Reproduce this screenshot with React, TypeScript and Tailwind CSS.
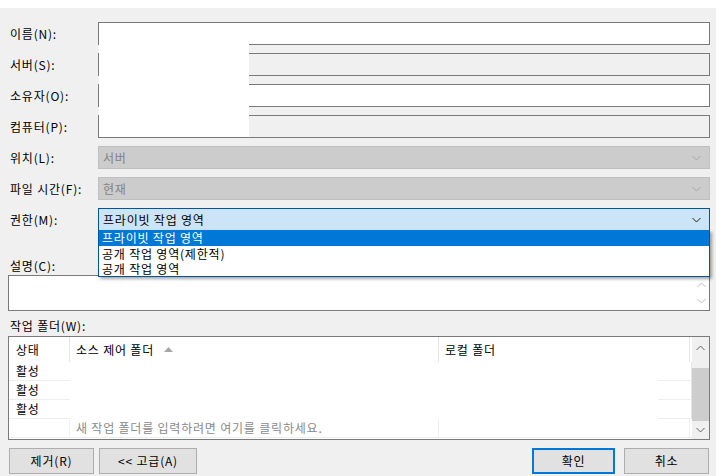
import React from "react";

const font = "font-['Noto_Sans_CJK_KR','Liberation_Sans',sans-serif] tracking-[0.8px]";

function Chevron({ color = "#333", up = false }: { color?: string; up?: boolean }) {
  return (
    <svg width="9" height="6" viewBox="0 0 9 6" className="shrink-0">
      <polyline
        points={up ? "0.5,5 4.5,1 8.5,5" : "0.5,1 4.5,5 8.5,1"}
        fill="none"
        stroke={color}
        strokeWidth="1"
      />
    </svg>
  );
}

function Row({ label, children }: { label: string; children: React.ReactNode }) {
  return (
    <div className="flex items-center h-[23px]">
      <div className="w-[98px] pl-[10px] text-[12px] text-black">{label}</div>
      {children}
    </div>
  );
}

function TextBox({ white }: { white?: boolean }) {
  return (
    <div
      className={
        "w-[612px] h-[23px] border border-[#7a7a7a] " + (white ? "bg-white" : "bg-[#f0f0f0]")
      }
    />
  );
}

function DisabledSelect({ value }: { value: string }) {
  return (
    <div className="w-[612px] h-[23px] border border-[#bfbfbf] bg-[#cccccc] flex items-center justify-between pl-[4px] pr-[8px]">
      <span className="text-[12px] text-[#838383]">{value}</span>
      <Chevron color="#a8a8a8" />
    </div>
  );
}

const folders = ["활성", "활성", "활성"];

export default function App() {
  return (
    <div className={"relative w-[716px] h-[476px] bg-[#f0f0f0] overflow-hidden " + font}>
      <div className="h-[8px] bg-white" />

      <div className="flex flex-col gap-[8px] pt-[14px]">
        <Row label="이름(N):">
          <TextBox white />
        </Row>
        <Row label="서버(S):">
          <TextBox />
        </Row>
        <Row label="소유자(O):">
          <TextBox white />
        </Row>
        <Row label="컴퓨터(P):">
          <TextBox />
        </Row>
        <Row label="위치(L):">
          <DisabledSelect value="서버" />
        </Row>
        <Row label="파일 시간(F):">
          <DisabledSelect value="현재" />
        </Row>
        <Row label="권한(M):">
          <div className="w-[612px] h-[23px] border border-[#005499] bg-[#cce4f7] flex items-center justify-between pl-[4px] pr-[8px]">
            <span className="text-[12px] text-black">프라이빗 작업 영역</span>
            <Chevron color="#222" />
          </div>
        </Row>
      </div>

      <div className="mt-[26px] h-[18px] ml-[10px] w-fit text-[12px] leading-[18px]">설명(C):</div>
      <div className="ml-[8px] w-[702px] h-[36px] border border-[#7a7a7a] bg-white flex justify-end">
        <div className="w-[16px] flex flex-col items-center justify-between py-[6px]">
          <Chevron color="#bdbdbd" up />
          <Chevron color="#bdbdbd" />
        </div>
      </div>

      <div className="mt-[6px] h-[18px] ml-[10px] w-fit text-[12px] leading-[18px]">작업 폴더(W):</div>
      <div className="mt-px ml-[8px] w-[702px] h-[104px] border border-[#7a7a7a] bg-white flex">
        <div className="flex-1 flex flex-col text-[12px]">
          <div className="flex h-[25px] items-center">
            <div className="w-[61px] h-full flex items-center pl-[7px] border-r border-[#e5e5e5]">상태</div>
            <div className="w-[368px] h-full flex items-center pl-[6px] gap-[10px]">
              <span>소스 제어 폴더</span>
              <svg width="9" height="5" viewBox="0 0 9 5">
                <polygon points="0,5 4.5,0 9,5" fill="#a6a6a6" />
              </svg>
            </div>
            <div className="w-[252px] h-full flex items-center pl-[6px] border-l border-[#e5e5e5] border-r">
              로컬 폴더
            </div>
          </div>
          {folders.map((s, i) => (
            <div key={i} className="flex h-[19px] items-center">
              <div className="w-[61px] h-full flex items-center pl-[7px] border-b border-[#eeeeee]">{s}</div>
              <div className="flex-1 h-full" />
              <div className="w-[34px] h-full border-b border-[#eeeeee] border-r border-r-[#e5e5e5]" />
            </div>
          ))}
          <div className="flex h-[19px] items-center border-b border-[#eeeeee]">
            <div className="w-[61px] h-full border-r border-[#f3f3f3]" />
            <div className="w-[368px] pl-[6px] text-[#8a8a8a]">새 작업 폴더를 입력하려면 여기를 클릭하세요.</div>
            <div className="w-[252px] h-full border-l border-r border-[#eeeeee]" />
          </div>
        </div>
        <div className="w-[17px] bg-[#f0f0f0] flex flex-col items-center">
          <div className="h-[22px] flex items-center">
            <Chevron color="#606060" up />
          </div>
          <div className="mt-[9px] w-[17px] h-[53px] bg-[#cdcdcd]" />
          <div className="flex-1 flex items-center">
            <Chevron color="#606060" />
          </div>
        </div>
      </div>

      <div className="mt-[8px] flex items-center text-[12px]">
        <div className="ml-[9px] w-[85px] h-[26px] border border-[#adadad] bg-[#e1e1e1] flex items-center justify-center">
          제거(R)
        </div>
        <div className="ml-[5px] w-[98px] h-[26px] border border-[#adadad] bg-[#e1e1e1] flex items-center justify-center">
          {"<< 고급(A)"}
        </div>
        <div className="ml-[335px] w-[83px] h-[26px] border-2 border-[#0078d7] bg-[#e1e1e1] flex items-center justify-center">
          확인
        </div>
        <div className="ml-[9px] w-[85px] h-[26px] border border-[#adadad] bg-[#e1e1e1] flex items-center justify-center">
          취소
        </div>
      </div>

      {/* open dropdown list */}
      <div className="absolute left-[98px] top-[230px] w-[612px] h-[47px] border border-[#005499] border-t-0 bg-white shadow-[2px_2px_3px_rgba(0,0,0,0.35)] text-[12px]">
        <div className="h-[16px] bg-[#0078d7] text-white pl-[3px] flex items-center leading-[14px]">프라이빗 작업 영역</div>
        <div className="h-[15px] pl-[3px] flex items-center leading-[14px]">공개 작업 영역(제한적)</div>
        <div className="h-[15px] pl-[3px] flex items-center leading-[14px]">공개 작업 영역</div>
      </div>

      {/* redacted block */}
      <div className="absolute left-[99px] top-[23px] w-[150px] h-[114px] bg-white" />
    </div>
  );
}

### WHAT IS ASKED
Each line of the data should be quoted exactly, with pictures left out.

### ANSWER FOR THE TASK
Reproduce this screenshot with React, TypeScript and Tailwind CSS.
import React from "react";

const font = "font-['Noto_Sans_CJK_KR','Liberation_Sans',sans-serif] tracking-[0.8px]";

function Chevron({ color = "#333", up = false }: { color?: string; up?: boolean }) {
  return (
    <svg width="9" height="6" viewBox="0 0 9 6" className="shrink-0">
      <polyline
        points={up ? "0.5,5 4.5,1 8.5,5" : "0.5,1 4.5,5 8.5,1"}
        fill="none"
        stroke={color}
        strokeWidth="1"
      />
    </svg>
  );
}

function Row({ label, children }: { label: string; children: React.ReactNode }) {
  return (
    <div className="flex items-center h-[23px]">
      <div className="w-[98px] pl-[10px] text-[12px] text-black">{label}</div>
      {children}
    </div>
  );
}

function TextBox({ white }: { white?: boolean }) {
  return (
    <div
      className={
        "w-[612px] h-[23px] border border-[#7a7a7a] " + (white ? "bg-white" : "bg-[#f0f0f0]")
      }
    />
  );
}

function DisabledSelect({ value }: { value: string }) {
  return (
    <div className="w-[612px] h-[23px] border border-[#bfbfbf] bg-[#cccccc] flex items-center justify-between pl-[4px] pr-[8px]">
      <span className="text-[12px] text-[#838383]">{value}</span>
      <Chevron color="#a8a8a8" />
    </div>
  );
}

const folders = ["활성", "활성", "활성"];

export default function App() {
  return (
    <div className={"relative w-[716px] h-[476px] bg-[#f0f0f0] overflow-hidden " + font}>
      <div className="h-[8px] bg-white" />

      <div className="flex flex-col gap-[8px] pt-[14px]">
        <Row label="이름(N):">
          <TextBox white />
        </Row>
        <Row label="서버(S):">
          <TextBox />
        </Row>
        <Row label="소유자(O):">
          <TextBox white />
        </Row>
        <Row label="컴퓨터(P):">
          <TextBox />
        </Row>
        <Row label="위치(L):">
          <DisabledSelect value="서버" />
        </Row>
        <Row label="파일 시간(F):">
          <DisabledSelect value="현재" />
        </Row>
        <Row label="권한(M):">
          <div className="w-[612px] h-[23px] border border-[#005499] bg-[#cce4f7] flex items-center justify-between pl-[4px] pr-[8px]">
            <span className="text-[12px] text-black">프라이빗 작업 영역</span>
            <Chevron color="#222" />
          </div>
        </Row>
      </div>

      <div className="mt-[26px] h-[18px] ml-[10px] w-fit text-[12px] leading-[18px]">설명(C):</div>
      <div className="ml-[8px] w-[702px] h-[36px] border border-[#7a7a7a] bg-white flex justify-end">
        <div className="w-[16px] flex flex-col items-center justify-between py-[6px]">
          <Chevron color="#bdbdbd" up />
          <Chevron color="#bdbdbd" />
        </div>
      </div>

      <div className="mt-[6px] h-[18px] ml-[10px] w-fit text-[12px] leading-[18px]">작업 폴더(W):</div>
      <div className="mt-px ml-[8px] w-[702px] h-[104px] border border-[#7a7a7a] bg-white flex">
        <div className="flex-1 flex flex-col text-[12px]">
          <div className="flex h-[25px] items-center">
            <div className="w-[61px] h-full flex items-center pl-[7px] border-r border-[#e5e5e5]">상태</div>
            <div className="w-[368px] h-full flex items-center pl-[6px] gap-[10px]">
              <span>소스 제어 폴더</span>
              <svg width="9" height="5" viewBox="0 0 9 5">
                <polygon points="0,5 4.5,0 9,5" fill="#a6a6a6" />
              </svg>
            </div>
            <div className="w-[252px] h-full flex items-center pl-[6px] border-l border-[#e5e5e5] border-r">
              로컬 폴더
            </div>
          </div>
          {folders.map((s, i) => (
            <div key={i} className="flex h-[19px] items-center">
              <div className="w-[61px] h-full flex items-center pl-[7px] border-b border-[#eeeeee]">{s}</div>
              <div className="flex-1 h-full" />
              <div className="w-[34px] h-full border-b border-[#eeeeee] border-r border-r-[#e5e5e5]" />
            </div>
          ))}
          <div className="flex h-[19px] items-center border-b border-[#eeeeee]">
            <div className="w-[61px] h-full border-r border-[#f3f3f3]" />
            <div className="w-[368px] pl-[6px] text-[#8a8a8a]">새 작업 폴더를 입력하려면 여기를 클릭하세요.</div>
            <div className="w-[252px] h-full border-l border-r border-[#eeeeee]" />
          </div>
        </div>
        <div className="w-[17px] bg-[#f0f0f0] flex flex-col items-center">
          <div className="h-[22px] flex items-center">
            <Chevron color="#606060" up />
          </div>
          <div className="mt-[9px] w-[17px] h-[53px] bg-[#cdcdcd]" />
          <div className="flex-1 flex items-center">
            <Chevron color="#606060" />
          </div>
        </div>
      </div>

      <div className="mt-[8px] flex items-center text-[12px]">
        <div className="ml-[9px] w-[85px] h-[26px] border border-[#adadad] bg-[#e1e1e1] flex items-center justify-center">
          제거(R)
        </div>
        <div className="ml-[5px] w-[98px] h-[26px] border border-[#adadad] bg-[#e1e1e1] flex items-center justify-center">
          {"<< 고급(A)"}
        </div>
        <div className="ml-[335px] w-[83px] h-[26px] border-2 border-[#0078d7] bg-[#e1e1e1] flex items-center justify-center">
          확인
        </div>
        <div className="ml-[9px] w-[85px] h-[26px] border border-[#adadad] bg-[#e1e1e1] flex items-center justify-center">
          취소
        </div>
      </div>

      {/* open dropdown list */}
      <div className="absolute left-[98px] top-[230px] w-[612px] h-[47px] border border-[#005499] border-t-0 bg-white shadow-[2px_2px_3px_rgba(0,0,0,0.35)] text-[12px]">
        <div className="h-[16px] bg-[#0078d7] text-white pl-[3px] flex items-center leading-[14px]">프라이빗 작업 영역</div>
        <div className="h-[15px] pl-[3px] flex items-center leading-[14px]">공개 작업 영역(제한적)</div>
        <div className="h-[15px] pl-[3px] flex items-center leading-[14px]">공개 작업 영역</div>
      </div>

      {/* redacted block */}
      <div className="absolute left-[99px] top-[23px] w-[150px] h-[114px] bg-white" />
    </div>
  );
}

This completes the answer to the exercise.